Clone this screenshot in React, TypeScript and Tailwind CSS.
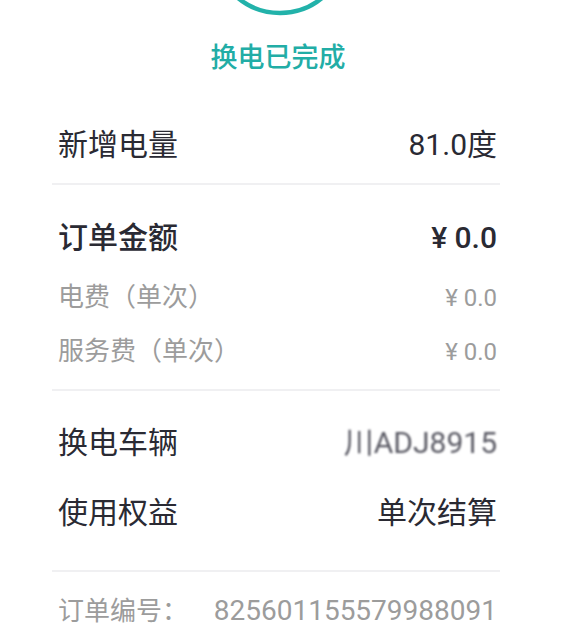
import React from "react";

const font = { fontFamily: '"Roboto", "Noto Sans CJK SC", sans-serif' };

function Row({
  label,
  value,
  className,
}: {
  label: string;
  value: React.ReactNode;
  className: string;
}) {
  return (
    <div className={`flex items-center justify-between pl-[6px] pr-[3px] ${className}`}>
      <span>{label}</span>
      <span>{value}</span>
    </div>
  );
}

function Divider({ className }: { className: string }) {
  return <div className={`h-[2px] bg-[#f0f0f2] ${className}`} />;
}

export default function App() {
  return (
    <div className="w-[569px] h-[644px] bg-white overflow-hidden" style={font}>
      <div className="flex justify-center pr-[10px]">
        <svg width="160" height="16" viewBox="0 0 160 16">
          <circle cx="80" cy="-53" r="66" fill="none" stroke="#22b2aa" strokeWidth="4.5" />
        </svg>
      </div>
      <div className="mt-[24px] h-[36px] leading-[36px] text-center pr-[13px] text-[27px] font-medium text-[#22ada6]">
        换电已完成
      </div>

      <div className="ml-[52px] w-[448px] text-[#2a2a33]">
        <Row
          className="mt-[48px] h-[40px] text-[30px]"
          label="新增电量"
          value="81.0度"
        />
        <Divider className="mt-[19px]" />

        <Row
          className="mt-[32px] h-[40px] text-[30px] font-medium"
          label="订单金额"
          value="¥ 0.0"
        />
        <Row
          className="mt-[13px] h-[54px] text-[26px] text-[#9c9c9c]"
          label="电费（单次）"
          value={<span className="text-[24px]">¥ 0.0</span>}
        />
        <Row
          className="h-[54px] text-[26px] text-[#9c9c9c]"
          label="服务费（单次）"
          value={<span className="text-[24px]">¥ 0.0</span>}
        />
        <Divider className="mt-[11px]" />

        <Row
          className="mt-[31px] h-[40px] text-[30px]"
          label="换电车辆"
          value={<span className="inline-block text-[#5a5a64] blur-[0.8px]">川ADJ8915</span>}
        />
        <Row
          className="mt-[30px] h-[40px] text-[30px]"
          label="使用权益"
          value="单次结算"
        />
        <Divider className="mt-[38px]" />

        <Row
          className="mt-[21px] h-[36px] text-[26px] text-[#9c9c9c]"
          label="订单编号："
          value={<span className="text-[28px]">825601155579988091</span>}
        />
      </div>
    </div>
  );
}
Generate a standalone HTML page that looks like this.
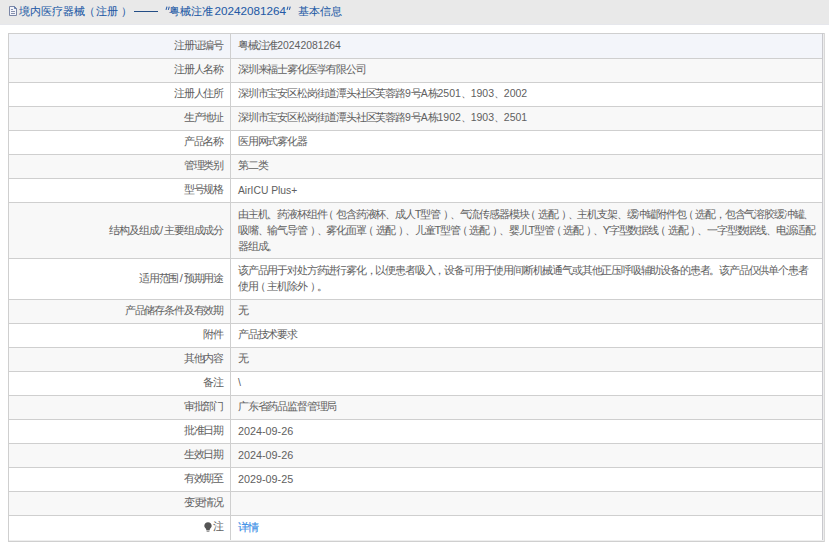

• Your goal
Repeat the material above in full and exactly, omitting the pictures.

• Answer to the task
Clone this screenshot in React, TypeScript and Tailwind CSS.
import React from "react";

const font = { fontFamily: '"Roboto", "Noto Sans CJK SC", sans-serif' };

function Row({
  label,
  value,
  className,
}: {
  label: string;
  value: React.ReactNode;
  className: string;
}) {
  return (
    <div className={`flex items-center justify-between pl-[6px] pr-[3px] ${className}`}>
      <span>{label}</span>
      <span>{value}</span>
    </div>
  );
}

function Divider({ className }: { className: string }) {
  return <div className={`h-[2px] bg-[#f0f0f2] ${className}`} />;
}

export default function App() {
  return (
    <div className="w-[569px] h-[644px] bg-white overflow-hidden" style={font}>
      <div className="flex justify-center pr-[10px]">
        <svg width="160" height="16" viewBox="0 0 160 16">
          <circle cx="80" cy="-53" r="66" fill="none" stroke="#22b2aa" strokeWidth="4.5" />
        </svg>
      </div>
      <div className="mt-[24px] h-[36px] leading-[36px] text-center pr-[13px] text-[27px] font-medium text-[#22ada6]">
        换电已完成
      </div>

      <div className="ml-[52px] w-[448px] text-[#2a2a33]">
        <Row
          className="mt-[48px] h-[40px] text-[30px]"
          label="新增电量"
          value="81.0度"
        />
        <Divider className="mt-[19px]" />

        <Row
          className="mt-[32px] h-[40px] text-[30px] font-medium"
          label="订单金额"
          value="¥ 0.0"
        />
        <Row
          className="mt-[13px] h-[54px] text-[26px] text-[#9c9c9c]"
          label="电费（单次）"
          value={<span className="text-[24px]">¥ 0.0</span>}
        />
        <Row
          className="h-[54px] text-[26px] text-[#9c9c9c]"
          label="服务费（单次）"
          value={<span className="text-[24px]">¥ 0.0</span>}
        />
        <Divider className="mt-[11px]" />

        <Row
          className="mt-[31px] h-[40px] text-[30px]"
          label="换电车辆"
          value={<span className="inline-block text-[#5a5a64] blur-[0.8px]">川ADJ8915</span>}
        />
        <Row
          className="mt-[30px] h-[40px] text-[30px]"
          label="使用权益"
          value="单次结算"
        />
        <Divider className="mt-[38px]" />

        <Row
          className="mt-[21px] h-[36px] text-[26px] text-[#9c9c9c]"
          label="订单编号："
          value={<span className="text-[28px]">825601155579988091</span>}
        />
      </div>
    </div>
  );
}
Generate a standalone HTML page that looks like this.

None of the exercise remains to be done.